What's in a name: How to choose the right name for your baby



Based on "The Best Baby Names Treasury" by Emily Larson, here are the six Cardinal rules of baby-naming to consider, both in terms of the monikers themselves and the process of choosing them.  It's what you need to know in order to let the best of the best shine through!


1.  Say it out loud:

A name might look great on paper, but the second  it's said out loud it could very well lose its appeal. on the other hand, some names may seem like poor choices until they're actually spoken. Utter all the names you've chosen - first, middle(s), and last in every possible combination in order to  assess readability, pronunciation, and likability.

  2.  Make it personal:

This is about more than just being creative.
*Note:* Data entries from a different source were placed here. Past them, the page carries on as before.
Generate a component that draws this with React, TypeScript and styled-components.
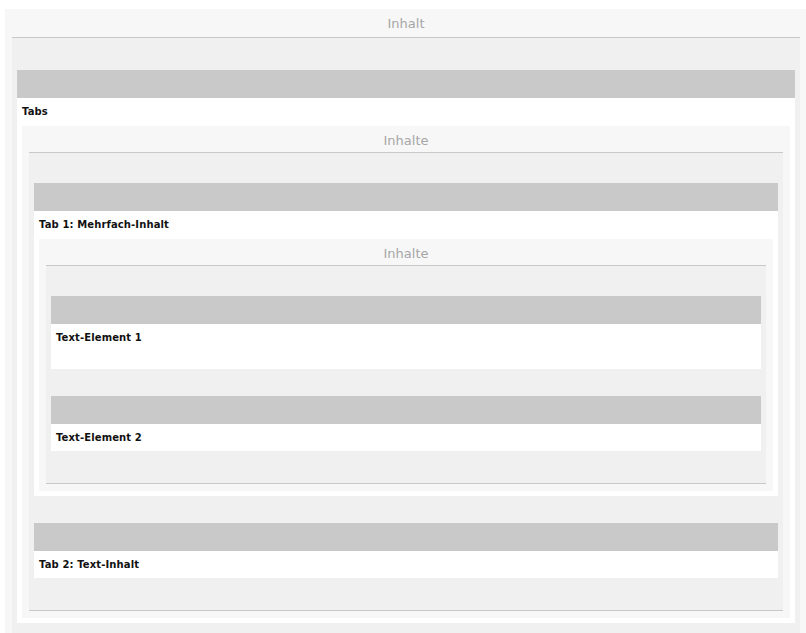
import React from "react";
import styled, {createGlobalStyle} from "styled-components";

type Node = {
    label: string;
    filler?: number;
    children?: {title: string; items: Node[]};
};

const tree: {title: string; items: Node[]} = {
    title: "Inhalt",
    items: [{
        label: "Tabs",
        children: {
            title: "Inhalte",
            items: [
                {
                    label: "Tab 1: Mehrfach-Inhalt",
                    children: {
                        title: "Inhalte",
                        items: [
                            {label: "Text-Element 1", filler: 18},
                            {label: "Text-Element 2"},
                        ],
                    },
                },
                {label: "Tab 2: Text-Inhalt"},
            ],
        },
    }],
};

const GlobalStyle = createGlobalStyle`
  html, body {
    margin: 0;
    background: #fff;
  }
  body {
    font-family: "DejaVu Sans", Verdana, sans-serif;
    overflow: hidden;
  }
`;

const Panel = styled.section<{ $outer?: boolean }>`
  background: #f7f7f7;
  padding: ${p => p.$outer ? "0 6px 7px 7px" : "0 7px 7px"};
  margin: ${p => p.$outer ? "9px 0 0 5px" : "1px 0 0"};
`;

const PanelTitle = styled.div<{ $height: number; $shift: number }>`
  box-sizing: content-box;
  height: ${p => p.$height - p.$shift * 2}px;
  padding-top: ${p => p.$shift * 2}px;
  line-height: ${p => p.$height - p.$shift * 2}px;
  text-align: center;
  font-size: 13px;
  color: #a6a6a6;
  border-bottom: 1px solid #c8c8c8;
`;

const PanelBody = styled.div<{ $top: number }>`
  display: flex;
  flex-direction: column;
  gap: 27px;
  background: #f0f0f0;
  padding: ${p => p.$top}px 5px 32px;
  border-bottom: 1px solid #c8c8c8;
`;

const Element = styled.div`
  display: flex;
  flex-direction: column;
`;

const ElementBar = styled.div`
  height: 28px;
  background: #c9c9c9;
`;

const ElementBody = styled.div<{ $bottom: number }>`
  background: #fff;
  padding: 0 5px ${p => p.$bottom}px;
`;

const ElementLabel = styled.div`
  height: 27px;
  line-height: 27px;
  font-size: 10px;
  font-weight: bold;
  letter-spacing: 0.12px;
  color: #111;
`;

const Filler = styled.div<{ $height: number }>`
  height: ${p => p.$height}px;
`;

function ContentPanel({title, items, outer}: { title: string; items: Node[]; outer?: boolean }) {
    return <Panel $outer={outer}>
        <PanelTitle $height={outer ? 28 : 26} $shift={outer ? 1 : 2}>{title}</PanelTitle>
        <PanelBody $top={outer ? 32 : 30}>
            {items.map((item, i) => <ContentElement key={i} {...item}/>)}
        </PanelBody>
    </Panel>
}

function ContentElement({label, filler, children}: Node) {
    return <Element>
        <ElementBar/>
        <ElementBody $bottom={children ? 5 : 0}>
            <ElementLabel>{label}</ElementLabel>
            {filler ? <Filler $height={filler}/> : null}
            {children ? <ContentPanel title={children.title} items={children.items}/> : null}
        </ElementBody>
    </Element>
}

export default function App(): JSX.Element {
    return <>
        <GlobalStyle/>
        <ContentPanel title={tree.title} items={tree.items} outer/>
    </>
}
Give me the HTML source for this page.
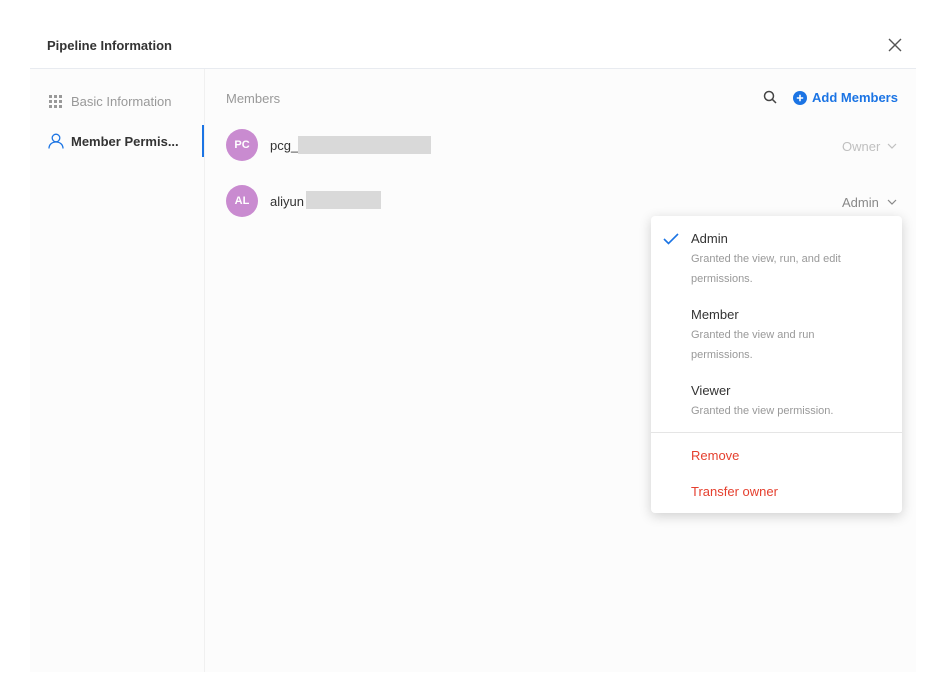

Often, the difference between a good name and a great name is a personal touch. finding a name  that means something special within your family context and/or to the two of you as a couple is key. Pick one from a family tree; salute your spiritual , cultural, or religious heritage; remember a beloved vacation spot – all of great angles for sourcing that perfect moniker.

3.  Keep it quiet:

Unless you're ready to hear criticism and witness unpleasant reactions to your choices, keep your decision private until you introduced baby to the world. At that point, people will be far less likely to run off at the mouth. Elderly family members in particular seem to have trouble being kind when hearing unusual names, and might also react poorly if you've decided to go against religious customs or carrying on a family naming tradition. The easiest way not to have these arguments or be forced into defending your favorite is to simply not open the door to discussing them at all.

4.  Love it or leave it:

There are probably plenty of names you don't mind, but how many are there you absolutely adore? You must hold yourself to this highest possible standard and find one that satisfies all your needs, or else you may one day be prone to namer's remorse. the good news (if you're  having a singleton) is that you need only settle on one. the bad news is that both you and your significant other need to agree on your child's name 100%, which makes it infinitely harder.

5. Be kind to your child:

Beware of too-cute names, silly spelling, gender and sensitivities, and even cool associations. in matter what,  no matter what, you must always consider the fetal position first: Are you choosing a name baby will grow to love, or could it conceivably be one she comes to hate? Keep this thought front and center at all times.

6.  Do your research:

Due diligence is not an option: You must research any and all names you decide upon, even if you could never imagine there being a problem. Get online and google each name's back-story. even the most seemingly benign association can sour a name years down the road, when it's too late to change your mind. we know one first-time mom who named her daughter Dora. It's a lovely name, to be sure, but veteran parents chuckled when they heard it, since virtually every preschooler under the sun knows Dora the explorer is the most  popular kids' show after sesame street. Worse, still, than naming baby after a cartoon character would be unknowlingly calling her Cindy if your last name is Margolis, or Jenna if your last name is Jameson - two of the today's hottest "adult" entertainment Stars!